FDA panel backs Pfizer’s drug for kidney cancer

Monday, 12 December 2011 00:00 -     - {{hitsCtrl.values.hits}}

SILVER SPRING, Md., - Pfizer Inc won unanimous expert backing for its Inlyta experimental drug for patients with advanced kidney cancer.

A Food and Drug Administration advisory committee voted 13-0 last week that the drug, also called axitinib, had a favorable benefit-risk profile for such patients after initial treatment has failed.

The FDA, which usually approves products that win support from its advisory panels, is due to make a final decision in the first half of 2012.

Panelists said the oral drug was at least as safe and effective as previously-approved treatments for the disease, such as Nexavar, which is sold by Bayer AG and Onyx Pharmaceuticals Inc.

It also had different side effects than other drugs for the disease, which could be important for patients who cannot tolerate older treatments, said Dr. Wyndham Wilson, chair of the panel and chief of the lymphoma therapeutics section at the National Cancer Institute.

“It’s my take that the toxicity profile is different, there’s benefit there, and it’s not inferior to currently approved TKIs,” Dr. Wilson said, referring to drugs in the same class.

“If you have two drugs that are equivalently effective, ... different toxicity profiles can be very useful for the individual,” he said.

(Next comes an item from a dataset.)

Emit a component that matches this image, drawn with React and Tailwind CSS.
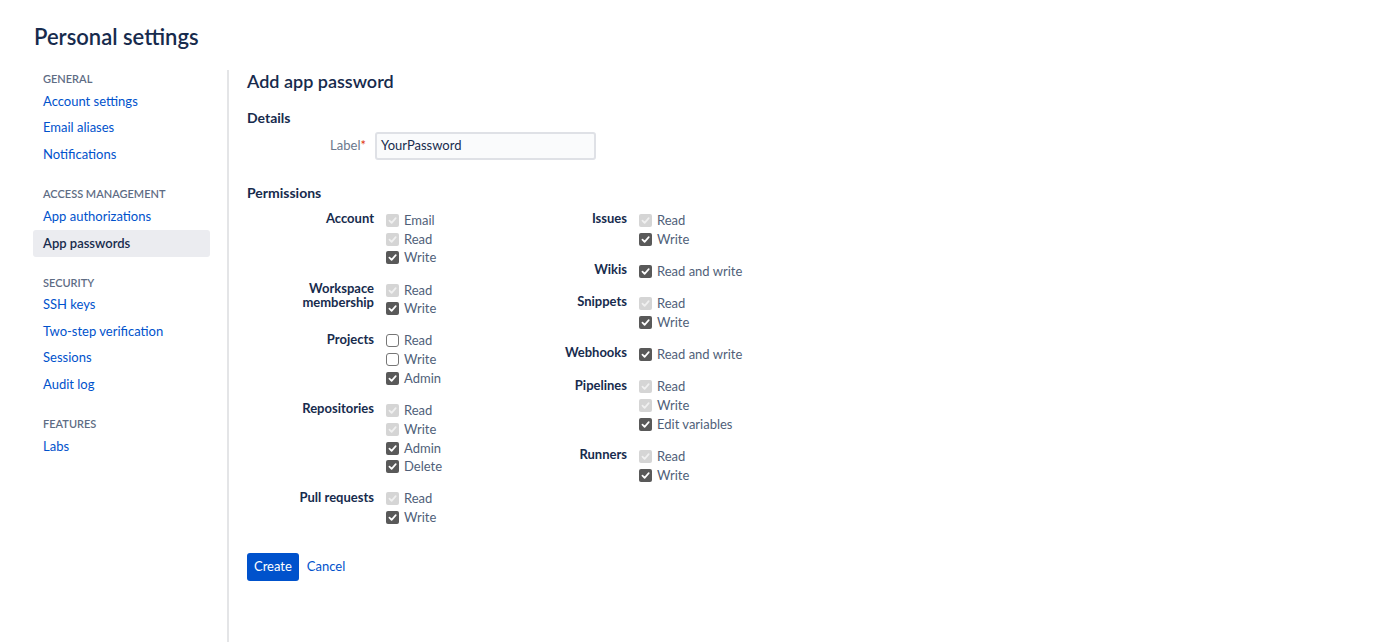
import React from "react";

const FONT = { fontFamily: 'Lato, "Noto Sans", sans-serif' };

function Box({ state }) {
  if (state === "off") {
    return <span className="w-[13px] h-[13px] rounded-[3px] border border-[#767676] bg-white shrink-0" />;
  }
  const disabled = state === "dis";
  return (
    <span
      className={
        "w-[13px] h-[13px] rounded-[2px] shrink-0 flex items-center justify-center " +
        (disabled ? "bg-[#d5d5d5]" : "bg-[#595959]")
      }
    >
      <svg width="9" height="9" viewBox="0 0 10 10">
        <path
          d="M1.6 5.2 L4 7.6 L8.6 2.4"
          fill="none"
          stroke={disabled ? "#f0f0f0" : "#ffffff"}
          strokeWidth="1.9"
          strokeLinecap="round"
          strokeLinejoin="round"
        />
      </svg>
    </span>
  );
}

function Group({ label, opts }) {
  return (
    <div className="flex">
      <div className="w-[139px] pr-[12px] text-right text-[13px] leading-[14px] font-bold text-[#172b4d]">
        {label}
      </div>
      <div className="flex flex-col">
        {opts.map(([t, s]) => (
          <div key={t} className="h-[18.7px] flex items-center gap-[5px]">
            <Box state={s} />
            <span className="text-[13px] text-[#505f79] leading-none">{t}</span>
          </div>
        ))}
      </div>
    </div>
  );
}

const left = [
  ["Account", [["Email", "dis"], ["Read", "dis"], ["Write", "on"]]],
  [<>Workspace<br />membership</>, [["Read", "dis"], ["Write", "on"]]],
  ["Projects", [["Read", "off"], ["Write", "off"], ["Admin", "on"]]],
  ["Repositories", [["Read", "dis"], ["Write", "dis"], ["Admin", "on"], ["Delete", "on"]]],
  ["Pull requests", [["Read", "dis"], ["Write", "on"]]],
];
const right = [
  ["Issues", [["Read", "dis"], ["Write", "on"]]],
  ["Wikis", [["Read and write", "on"]]],
  ["Snippets", [["Read", "dis"], ["Write", "on"]]],
  ["Webhooks", [["Read and write", "on"]]],
  ["Pipelines", [["Read", "dis"], ["Write", "dis"], ["Edit variables", "on"]]],
  ["Runners", [["Read", "dis"], ["Write", "on"]]],
];

function SideHead({ children, className = "" }) {
  return (
    <div className={"pl-[10px] text-[11px] font-semibold uppercase text-[#5e6c84] leading-[14px] " + className}>
      {children}
    </div>
  );
}
function SideLink({ children, active }) {
  return (
    <div
      className={
        "pl-[10px] h-[26.5px] flex items-center text-[13px] rounded-[3px] " +
        (active ? "bg-[#ebecf0] text-[#172b4d] font-semibold" : "text-[#0052cc]")
      }
    >
      {children}
    </div>
  );
}

export default function App() {
  return (
    <div className="w-[1400px] h-[642px] bg-white overflow-hidden" style={FONT}>
      <div className="pl-[34px] pt-[23px] h-[70px]">
        <h1 className="text-[22px] font-semibold text-[#172b4d] leading-[28px]">Personal settings</h1>
      </div>
      <div className="flex h-[572px]">
        <div className="ml-[33px] w-[177px] pt-[2px]">
          <SideHead>General</SideHead>
          <div className="mt-[2px]">
            <SideLink>Account settings</SideLink>
            <SideLink>Email aliases</SideLink>
            <SideLink>Notifications</SideLink>
          </div>
          <SideHead className="mt-[19px]">Access management</SideHead>
          <div className="mt-[3px]">
            <SideLink>App authorizations</SideLink>
            <SideLink active>App passwords</SideLink>
          </div>
          <SideHead className="mt-[19px]">Security</SideHead>
          <div className="mt-[2px]">
            <SideLink>SSH keys</SideLink>
            <SideLink>Two-step verification</SideLink>
            <SideLink>Sessions</SideLink>
            <SideLink>Audit log</SideLink>
          </div>
          <SideHead className="mt-[19px]">Features</SideHead>
          <div className="mt-[3px]">
            <SideLink>Labs</SideLink>
          </div>
        </div>
        <div className="ml-[17px] w-[2px] bg-[#e4e5e7]" />
        <div className="pl-[18px] flex-1">
          <h2 className="text-[18px] font-semibold text-[#172b4d] leading-[24px] -mt-[1px]">Add app password</h2>
          <h3 className="mt-[16px] text-[14px] font-bold text-[#172b4d] leading-[18px]">Details</h3>
          <div className="flex items-center mt-[5px]">
            <div className="w-[128px] pr-[9px] text-right text-[13px] text-[#6b778c]">
              Label<span className="text-[#de350b]">*</span>
            </div>
            <div className="w-[221px] h-[28px] border-2 border-[#dfe1e6] rounded-[3px] bg-[#fafbfc] flex items-center pl-[4px] text-[13px] text-[#172b4d]">
              YourPassword
            </div>
          </div>
          <h3 className="mt-[24px] text-[14px] font-bold text-[#172b4d] leading-[18px]">Permissions</h3>
          <div className="flex mt-[9px]">
            <div className="w-[253px] flex flex-col gap-[13.6px]">
              {left.map(([l, o], i) => (
                <Group key={i} label={l} opts={o} />
              ))}
            </div>
            <div className="flex flex-col gap-[13.6px]">
              {right.map(([l, o], i) => (
                <Group key={i} label={l} opts={o} />
              ))}
            </div>
          </div>
          <div className="flex items-center mt-[26px] gap-[8px]">
            <button className="h-[28px] px-[7px] bg-[#0052cc] text-white text-[13px] rounded-[3px]">Create</button>
            <span className="text-[13px] text-[#0052cc]">Cancel</span>
          </div>
        </div>
      </div>
    </div>
  );
}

FDA staff said Pfizer’s kidney cancer drug showed the same degree of liver enzyme elevation and potential for liver failure as some other drugs in its class, but had lower rates of skin related side effects and anemia than Nexavar in a clinical trial.

Inlyta, which inhibits certain receptors that can influence tumor growth and progression of cancer, is one of several new drugs Pfizer is banking on to help replace lost revenue from its top-selling cholesterol fighter, Lipitor, which began facing generic competition last week.

Inlyta is awaiting an approval decision in Europe for use in patients who failed to be helped by prior treatment.

The drug is also being tested in another late-stage trial for kidney cancer as both an initial treatment option and in previously treated patients. It is also being tested as a treatment for liver cancer.